Algorithmic Inclusion Paradox Access Expansion, Capability Erosion, and Financial Precarity in Digital Banking Environments: A Capability-Governance Framework
Abstract
The rapid diffusion of algorithmic decision systems in retail banking has significantly expanded access to formal financial services, particularly among previously underserved populations. However, emerging empirical evidence suggests that expanded access does not uniformly translate into improved financial outcomes. This study advances the concept of the Algorithmic Inclusion Paradox, which captures the counterintuitive dynamic in which algorithmic banking systems simultaneously enhance financial access while undermining users' capabilities and exacerbating conditions of financial precarity. Drawing on the capability approach and contemporary scholarship on algorithmic governance, the study develops a Capability-Governance Framework to explain how automated credit assessment, opaque scoring mechanisms, and weak institutional safeguards interact to erode financial capability despite increased inclusion. The framework theorizes that access expansion operates through distinct structural pathways—mediated by borrower capability and moderated by governance quality—that shape household vulnerability, risk exposure, and resilience within digital banking environments.
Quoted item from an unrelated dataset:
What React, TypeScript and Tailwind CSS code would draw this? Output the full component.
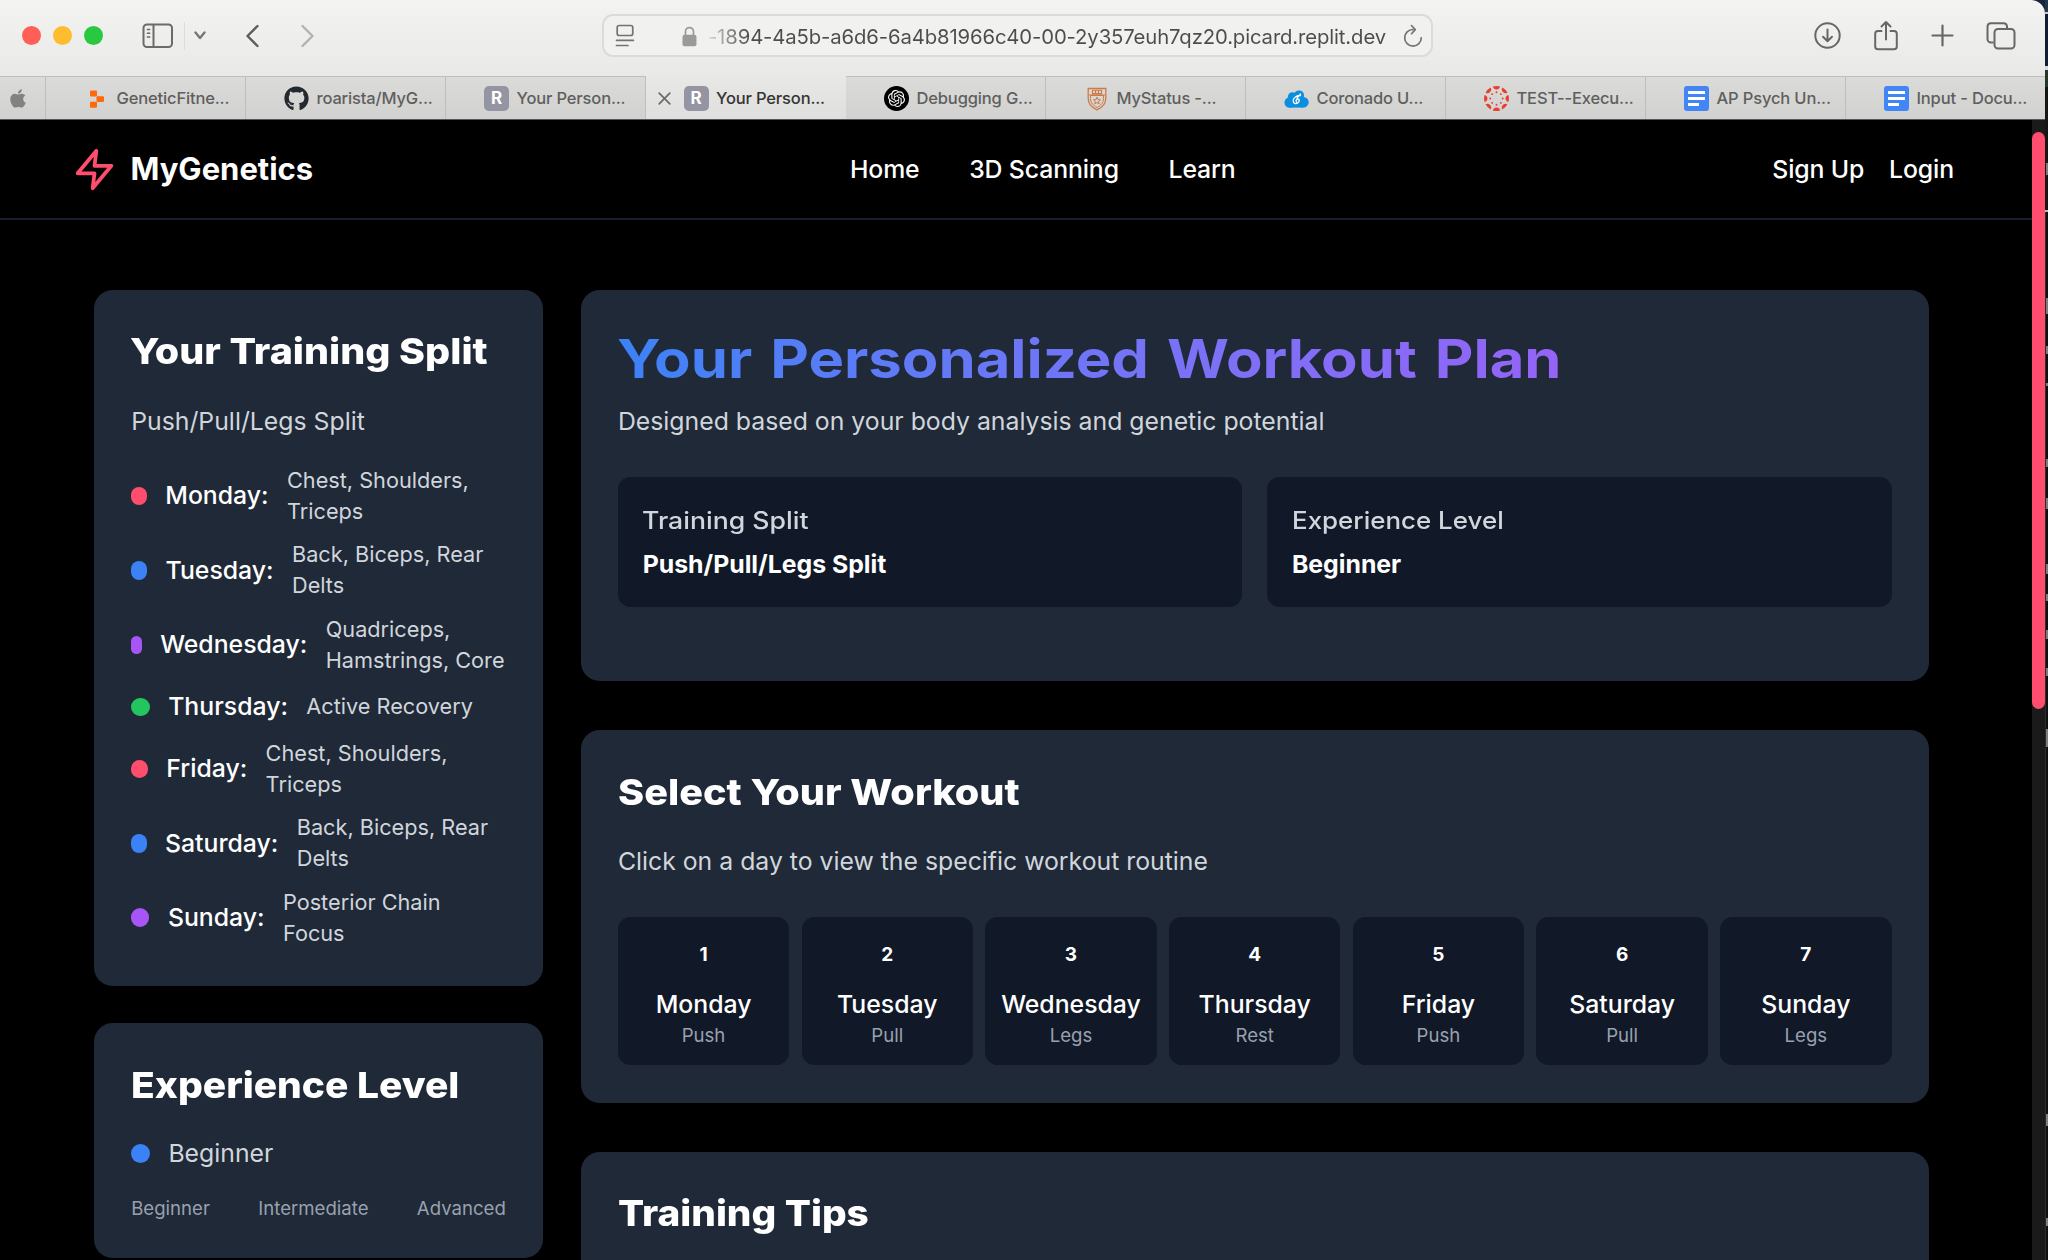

By integrating human capability considerations with institutional governance mechanisms, this study contributes a theory-building perspective that extends existing financial inclusion and fintech literature beyond access-centric models. The proposed framework offers a basis for empirical testing. It provides policy-relevant insights for regulators and financial institutions seeking to design responsible, human-centered algorithmic banking systems that promote sustainable inclusion rather than financial precarity.